For the finals, the 6 qualified teams were split into two pools of three teams. Scoring was the same as in the previous rounds (4 points for a win, etc.), and the winner of each pool progressed to the final.

===Pool A===

| Pos | Team | Pld | W | D | L | F | A | TF | TA | TB | LB | Pts |
| 1 | Leicester Tigers 7s | 2 | 2 | 0 | 0 | 54 | 29 | 8 | 5 | 1 | 0 | 9 |
| 2 | Harlequins 7s | 2 | 1 | 0 | 1 | 46 | 33 | 8 | 5 | 1 | 1 | 6 |
| 3 | Worcester Warriors 7s | 2 | 0 | 0 | 2 | 26 | 64 | 4 | 10 | 0 | 0 | 0 |
Green background is the pool winner and qualifies for the Final. Updated 12 August 2013 — source: Premiership Rugby

===Pool B===

| Pos | Team | Pld | W | D | L | F | A | TF | TA | TB | LB | Pts |
| 1 | Gloucester 7s | 2 | 2 | 0 | 0 | 38 | 14 | 6 | 2 | 0 | 0 | 8 |
| 2 | Saracens 7s | 2 | 1 | 0 | 1 | 33 | 32 | 5 | 6 | 0 | 1 | 5 |
| 3 | Newcastle Falcons 7s | 2 | 0 | 0 | 2 | 15 | 40 | 3 | 6 | 0 | 1 | 1 |
Green background is the pool winner and qualifies for the Final. Updated 12 August 2013 — source: Premiership Rugby

===Final===
The final was contested by the winners of the two finals pools. In a slight difference to the rest of the series, the final was played in two halves of 10 minutes (instead of 7 minutes), with a slightly longer half-time.

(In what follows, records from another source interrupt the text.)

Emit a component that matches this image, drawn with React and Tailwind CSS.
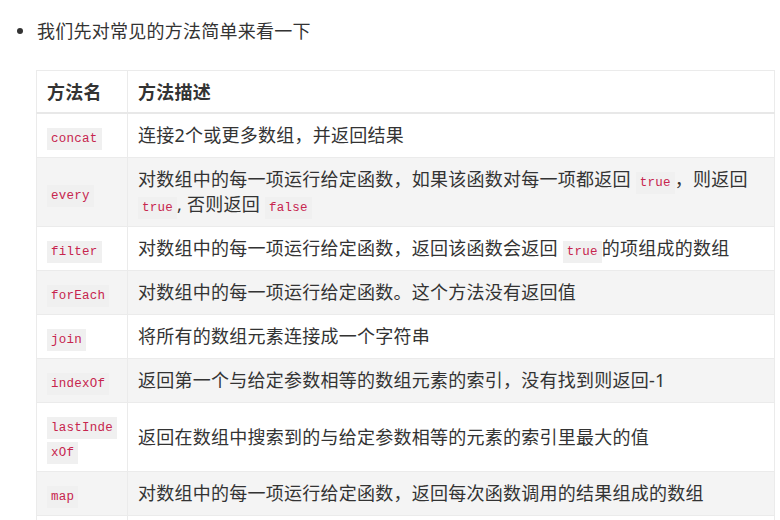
import React from 'react';

const C = ({ children, wrap }) => (
  <code
    className={
      'bg-[#f0f0f0] text-[#c7254e] px-[4px] py-[4px] text-[12.5px] leading-none font-[\'DejaVu_Sans_Mono\',\'Liberation_Mono\',monospace] [box-decoration-break:clone] ' +
      (wrap ? 'break-all' : 'whitespace-nowrap')
    }
  >
    {children}
  </code>
);

const rows = [
  { name: 'concat', desc: <>连接2个或更多数组，并返回结果</> },
  {
    name: 'every',
    desc: (
      <>
        对数组中的每一项运行给定函数，如果该函数对每一项都返回 <C>true</C>，则返回 <C>true</C>, 否则返回 <C>false</C>
      </>
    ),
  },
  { name: 'filter', desc: <>对数组中的每一项运行给定函数，返回该函数会返回 <C>true</C>的项组成的数组</> },
  { name: 'forEach', desc: <>对数组中的每一项运行给定函数。这个方法没有返回值</> },
  { name: 'join', desc: <>将所有的数组元素连接成一个字符串</> },
  { name: 'indexOf', desc: <>返回第一个与给定参数相等的数组元素的索引，没有找到则返回-1</> },
  { name: 'lastIndexOf', desc: <>返回在数组中搜索到的与给定参数相等的元素的索引里最大的值</> },
  { name: 'map', desc: <>对数组中的每一项运行给定函数，返回每次函数调用的结果组成的数组</> },
  { name: 'reverse', desc: <>颠倒数组中元素的顺序</> },
];

export default function App() {
  return (
    <div className="min-h-screen bg-white text-[#333] text-[18px] tracking-[0.25px] font-['Noto_Sans','Noto_Sans_CJK_SC',sans-serif] pt-[18px]">
      <div className="flex items-center h-[26px] leading-[26px]">
        <span className="ml-[17px] w-[6px] h-[6px] rounded-full bg-[#333]" />
        <span className="ml-[14px]">我们先对常见的方法简单来看一下</span>
      </div>

      <table className="ml-[36px] mt-[26px] w-[739px] table-fixed border-collapse">
        <colgroup>
          <col className="w-[91px]" />
          <col />
        </colgroup>
        <thead>
          <tr className="bg-white">
            <th className="text-left font-bold px-[10px] py-[7.5px] leading-[26px] border border-[#ebebeb] border-b-2 border-b-[#e8e8e8]">方法名</th>
            <th className="text-left font-bold px-[10px] py-[7.5px] leading-[26px] border border-[#ebebeb] border-b-2 border-b-[#e8e8e8]">方法描述</th>
          </tr>
        </thead>
        <tbody>
          {rows.map((r, i) => (
            <tr key={r.name} className={i % 2 === 1 ? 'bg-[#f4f4f4]' : 'bg-white'}>
              <td className="align-middle pl-[10px] pr-[13px] py-[9px] leading-[25px] border border-[#ebebeb]">
                <C wrap>{r.name}</C>
              </td>
              <td className="align-middle px-[10px] py-[9px] leading-[25px] border border-[#ebebeb]">{r.desc}</td>
            </tr>
          ))}
        </tbody>
      </table>
    </div>
  );
}
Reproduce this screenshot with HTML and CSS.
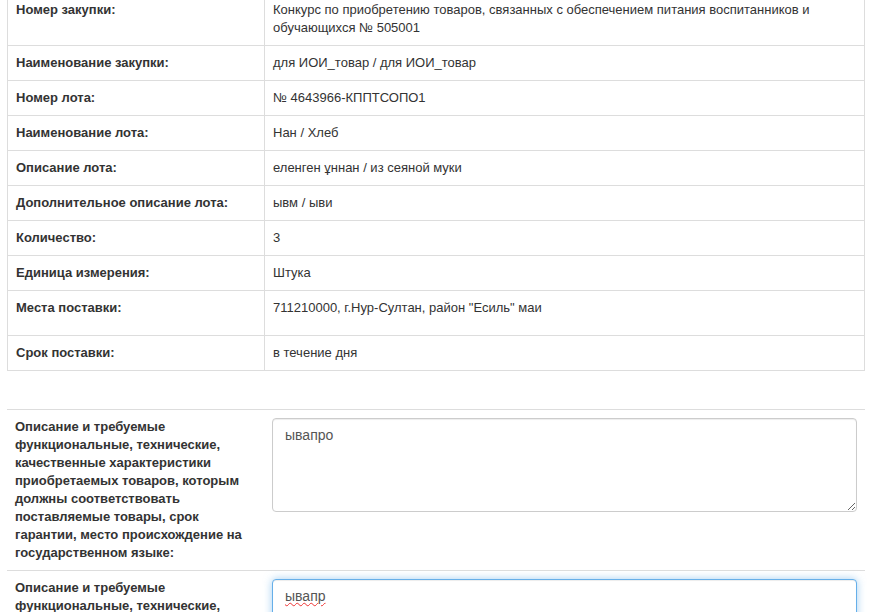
FILE: index.html
```html
<!DOCTYPE html>
<html lang="ru">
  <head>
    <meta charset="UTF-8" />
    <meta name="viewport" content="width=device-width, initial-scale=1.0" />
    <title>Лот</title>
    <link rel="stylesheet" href="styles.css">
  </head>
  <body>
    <table class="lot-table">
      <tr>
        <th>Номер закупки:</th>
        <td>Конкурс по приобретению товаров, связанных с обеспечением питания воспитанников и обучающихся № 505001</td>
      </tr>
      <tr>
        <th>Наименование закупки:</th>
        <td>для ИОИ_товар / для ИОИ_товар</td>
      </tr>
      <tr>
        <th>Номер лота:</th>
        <td>№ 4643966-КППТСОПО1</td>
      </tr>
      <tr>
        <th>Наименование лота:</th>
        <td>Нан / Хлеб</td>
      </tr>
      <tr>
        <th>Описание лота:</th>
        <td>еленген ұннан / из сеяной муки</td>
      </tr>
      <tr>
        <th>Дополнительное описание лота:</th>
        <td>ывм / ыви</td>
      </tr>
      <tr>
        <th>Количество:</th>
        <td>3</td>
      </tr>
      <tr>
        <th>Единица измерения:</th>
        <td>Штука</td>
      </tr>
      <tr class="row-tall">
        <th>Места поставки:</th>
        <td>711210000, г.Нур-Султан, район "Есиль" маи</td>
      </tr>
      <tr>
        <th>Срок поставки:</th>
        <td>в течение дня</td>
      </tr>
    </table>

    <div class="form-row">
      <label class="form-label" for="desc-kz">Описание и требуемые функциональные, технические, качественные характеристики приобретаемых товаров, которым должны соответствовать поставляемые товары, срок гарантии, место происхождение на государственном языке:</label>
      <div class="form-field">
        <textarea id="desc-kz" class="form-control" rows="4">ывапро</textarea>
      </div>
    </div>
    <div class="form-row">
      <label class="form-label" for="desc-ru">Описание и требуемые функциональные, технические, качественные характеристики приобретаемых товаров, которым должны соответствовать поставляемые товары, срок гарантии, место происхождение на русском языке:</label>
      <div class="form-field">
        <textarea id="desc-ru" class="form-control form-control-focus" rows="4">ывапр</textarea>
      </div>
    </div>
  </body>
</html>
```

FILE: styles.css
```css
body {
  font-family: "Liberation Sans", Arial, sans-serif;
  font-size: 13px;
  line-height: 18px;
  color: #333;
  margin: 0;
  padding: 0 7px;
  background: #fff;
}
.lot-table {
  width: 100%;
  margin-top: -8px;
  margin-bottom: 38px;
  border-collapse: collapse;
  border: 1px solid #ddd;
}
.lot-table th,
.lot-table td {
  padding: 8px;
  border: 1px solid #ddd;
  text-align: left;
  vertical-align: top;
}
.lot-table th {
  width: 240px;
  font-weight: bold;
}
.row-tall td {
  height: 28px;
}
.form-row {
  display: grid;
  grid-template-columns: 257px 1fr;
  border-top: 1px solid #ddd;
}
.form-label {
  padding: 8px;
  font-weight: bold;
}
.form-field {
  padding: 8px;
}
.form-control {
  display: block;
  box-sizing: border-box;
  width: 100%;
  height: 94px;
  padding: 6px 12px;
  font-family: "Liberation Sans", Arial, sans-serif;
  font-size: 14px;
  line-height: 20px;
  color: #555;
  background-color: #fff;
  border: 1px solid #ccc;
  border-radius: 4px;
  box-shadow: inset 0 1px 1px rgba(0, 0, 0, 0.075);
  resize: vertical;
}
.form-control-focus {
  border-color: #66afe9;
  outline: 0;
  box-shadow: inset 0 1px 1px rgba(0, 0, 0, 0.075), 0 0 8px rgba(102, 175, 233, 0.6);
  text-decoration: underline wavy #e33;
  text-decoration-thickness: 1px;
}
```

- Gloucester 7s won the 2013 Premiership Rugby Sevens Series and with it qualification to the inaugural World Club 7s at Twickenham.

==Broadcasting==
The competition, including the final, will be broadcast live on the new BT Sport channel. The channel launched on Thursday 1 August, the first day of the competition.
Highlights of the 2013 competition were shown on STV in Scotland.